## BEGIN

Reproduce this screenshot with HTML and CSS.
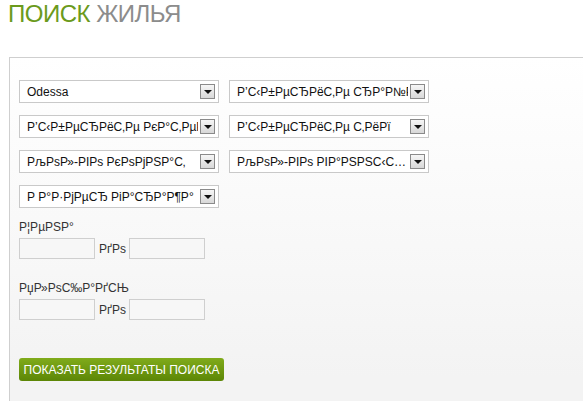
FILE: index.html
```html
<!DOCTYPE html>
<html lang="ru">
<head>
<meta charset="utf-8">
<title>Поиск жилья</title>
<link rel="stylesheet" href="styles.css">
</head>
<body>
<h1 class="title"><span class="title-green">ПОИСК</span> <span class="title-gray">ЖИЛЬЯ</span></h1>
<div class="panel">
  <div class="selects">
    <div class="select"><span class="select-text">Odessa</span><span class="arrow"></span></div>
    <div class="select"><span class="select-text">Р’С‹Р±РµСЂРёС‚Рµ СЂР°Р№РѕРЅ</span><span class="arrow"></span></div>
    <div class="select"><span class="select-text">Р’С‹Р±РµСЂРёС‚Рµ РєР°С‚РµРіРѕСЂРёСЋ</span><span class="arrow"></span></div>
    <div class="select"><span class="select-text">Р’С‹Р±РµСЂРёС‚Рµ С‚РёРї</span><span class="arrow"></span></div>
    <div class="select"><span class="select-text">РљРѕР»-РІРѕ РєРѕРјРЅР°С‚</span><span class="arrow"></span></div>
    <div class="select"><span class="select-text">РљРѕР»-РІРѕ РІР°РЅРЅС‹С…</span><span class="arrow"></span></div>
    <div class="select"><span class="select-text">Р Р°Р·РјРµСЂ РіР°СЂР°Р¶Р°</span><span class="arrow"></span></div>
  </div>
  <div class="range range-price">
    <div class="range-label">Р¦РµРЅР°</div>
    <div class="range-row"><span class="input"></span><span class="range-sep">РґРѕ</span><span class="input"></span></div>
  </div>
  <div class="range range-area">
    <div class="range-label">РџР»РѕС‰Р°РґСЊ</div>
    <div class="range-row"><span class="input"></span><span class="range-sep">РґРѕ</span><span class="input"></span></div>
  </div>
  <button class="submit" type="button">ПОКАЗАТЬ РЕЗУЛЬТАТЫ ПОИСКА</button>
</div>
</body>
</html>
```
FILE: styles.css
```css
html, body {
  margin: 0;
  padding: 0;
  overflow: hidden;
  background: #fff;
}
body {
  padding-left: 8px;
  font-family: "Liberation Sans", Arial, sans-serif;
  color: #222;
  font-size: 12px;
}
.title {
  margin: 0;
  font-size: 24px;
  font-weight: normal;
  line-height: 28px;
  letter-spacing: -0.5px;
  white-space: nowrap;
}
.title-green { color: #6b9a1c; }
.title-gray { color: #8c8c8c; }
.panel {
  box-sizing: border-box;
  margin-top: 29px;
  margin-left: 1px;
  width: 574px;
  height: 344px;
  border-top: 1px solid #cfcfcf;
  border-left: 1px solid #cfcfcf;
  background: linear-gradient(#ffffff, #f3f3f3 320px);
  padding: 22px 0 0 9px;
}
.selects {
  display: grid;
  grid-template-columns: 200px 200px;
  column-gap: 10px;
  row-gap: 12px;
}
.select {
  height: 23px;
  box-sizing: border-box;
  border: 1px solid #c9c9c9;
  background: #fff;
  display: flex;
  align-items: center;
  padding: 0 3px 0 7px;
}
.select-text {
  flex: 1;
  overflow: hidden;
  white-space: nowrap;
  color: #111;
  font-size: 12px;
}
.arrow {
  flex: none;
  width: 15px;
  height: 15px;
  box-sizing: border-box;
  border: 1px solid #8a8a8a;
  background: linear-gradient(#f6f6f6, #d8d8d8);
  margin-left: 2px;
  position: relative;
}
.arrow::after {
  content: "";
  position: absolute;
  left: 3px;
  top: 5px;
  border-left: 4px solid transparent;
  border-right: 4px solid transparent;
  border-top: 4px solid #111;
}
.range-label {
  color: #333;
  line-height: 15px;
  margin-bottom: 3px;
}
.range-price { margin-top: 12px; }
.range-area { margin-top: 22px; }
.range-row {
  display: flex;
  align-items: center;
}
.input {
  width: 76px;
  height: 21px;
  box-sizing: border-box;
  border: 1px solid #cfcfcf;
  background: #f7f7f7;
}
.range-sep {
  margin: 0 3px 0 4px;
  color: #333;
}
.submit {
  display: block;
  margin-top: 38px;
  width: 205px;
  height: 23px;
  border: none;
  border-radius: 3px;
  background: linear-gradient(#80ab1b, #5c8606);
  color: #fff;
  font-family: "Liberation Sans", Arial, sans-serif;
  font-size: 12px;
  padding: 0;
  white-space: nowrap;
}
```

## END

> _Short exercise_
Transcribe the whole listing, character for character, but not its images.

> _Answer to this problem_
Reproduce this screenshot with HTML and CSS.
FILE: index.html
```html
<!DOCTYPE html>
<html lang="ru">
<head>
<meta charset="utf-8">
<title>Поиск жилья</title>
<link rel="stylesheet" href="styles.css">
</head>
<body>
<h1 class="title"><span class="title-green">ПОИСК</span> <span class="title-gray">ЖИЛЬЯ</span></h1>
<div class="panel">
  <div class="selects">
    <div class="select"><span class="select-text">Odessa</span><span class="arrow"></span></div>
    <div class="select"><span class="select-text">Р’С‹Р±РµСЂРёС‚Рµ СЂР°Р№РѕРЅ</span><span class="arrow"></span></div>
    <div class="select"><span class="select-text">Р’С‹Р±РµСЂРёС‚Рµ РєР°С‚РµРіРѕСЂРёСЋ</span><span class="arrow"></span></div>
    <div class="select"><span class="select-text">Р’С‹Р±РµСЂРёС‚Рµ С‚РёРї</span><span class="arrow"></span></div>
    <div class="select"><span class="select-text">РљРѕР»-РІРѕ РєРѕРјРЅР°С‚</span><span class="arrow"></span></div>
    <div class="select"><span class="select-text">РљРѕР»-РІРѕ РІР°РЅРЅС‹С…</span><span class="arrow"></span></div>
    <div class="select"><span class="select-text">Р Р°Р·РјРµСЂ РіР°СЂР°Р¶Р°</span><span class="arrow"></span></div>
  </div>
  <div class="range range-price">
    <div class="range-label">Р¦РµРЅР°</div>
    <div class="range-row"><span class="input"></span><span class="range-sep">РґРѕ</span><span class="input"></span></div>
  </div>
  <div class="range range-area">
    <div class="range-label">РџР»РѕС‰Р°РґСЊ</div>
    <div class="range-row"><span class="input"></span><span class="range-sep">РґРѕ</span><span class="input"></span></div>
  </div>
  <button class="submit" type="button">ПОКАЗАТЬ РЕЗУЛЬТАТЫ ПОИСКА</button>
</div>
</body>
</html>
```
FILE: styles.css
```css
html, body {
  margin: 0;
  padding: 0;
  overflow: hidden;
  background: #fff;
}
body {
  padding-left: 8px;
  font-family: "Liberation Sans", Arial, sans-serif;
  color: #222;
  font-size: 12px;
}
.title {
  margin: 0;
  font-size: 24px;
  font-weight: normal;
  line-height: 28px;
  letter-spacing: -0.5px;
  white-space: nowrap;
}
.title-green { color: #6b9a1c; }
.title-gray { color: #8c8c8c; }
.panel {
  box-sizing: border-box;
  margin-top: 29px;
  margin-left: 1px;
  width: 574px;
  height: 344px;
  border-top: 1px solid #cfcfcf;
  border-left: 1px solid #cfcfcf;
  background: linear-gradient(#ffffff, #f3f3f3 320px);
  padding: 22px 0 0 9px;
}
.selects {
  display: grid;
  grid-template-columns: 200px 200px;
  column-gap: 10px;
  row-gap: 12px;
}
.select {
  height: 23px;
  box-sizing: border-box;
  border: 1px solid #c9c9c9;
  background: #fff;
  display: flex;
  align-items: center;
  padding: 0 3px 0 7px;
}
.select-text {
  flex: 1;
  overflow: hidden;
  white-space: nowrap;
  color: #111;
  font-size: 12px;
}
.arrow {
  flex: none;
  width: 15px;
  height: 15px;
  box-sizing: border-box;
  border: 1px solid #8a8a8a;
  background: linear-gradient(#f6f6f6, #d8d8d8);
  margin-left: 2px;
  position: relative;
}
.arrow::after {
  content: "";
  position: absolute;
  left: 3px;
  top: 5px;
  border-left: 4px solid transparent;
  border-right: 4px solid transparent;
  border-top: 4px solid #111;
}
.range-label {
  color: #333;
  line-height: 15px;
  margin-bottom: 3px;
}
.range-price { margin-top: 12px; }
.range-area { margin-top: 22px; }
.range-row {
  display: flex;
  align-items: center;
}
.input {
  width: 76px;
  height: 21px;
  box-sizing: border-box;
  border: 1px solid #cfcfcf;
  background: #f7f7f7;
}
.range-sep {
  margin: 0 3px 0 4px;
  color: #333;
}
.submit {
  display: block;
  margin-top: 38px;
  width: 205px;
  height: 23px;
  border: none;
  border-radius: 3px;
  background: linear-gradient(#80ab1b, #5c8606);
  color: #fff;
  font-family: "Liberation Sans", Arial, sans-serif;
  font-size: 12px;
  padding: 0;
  white-space: nowrap;
}
```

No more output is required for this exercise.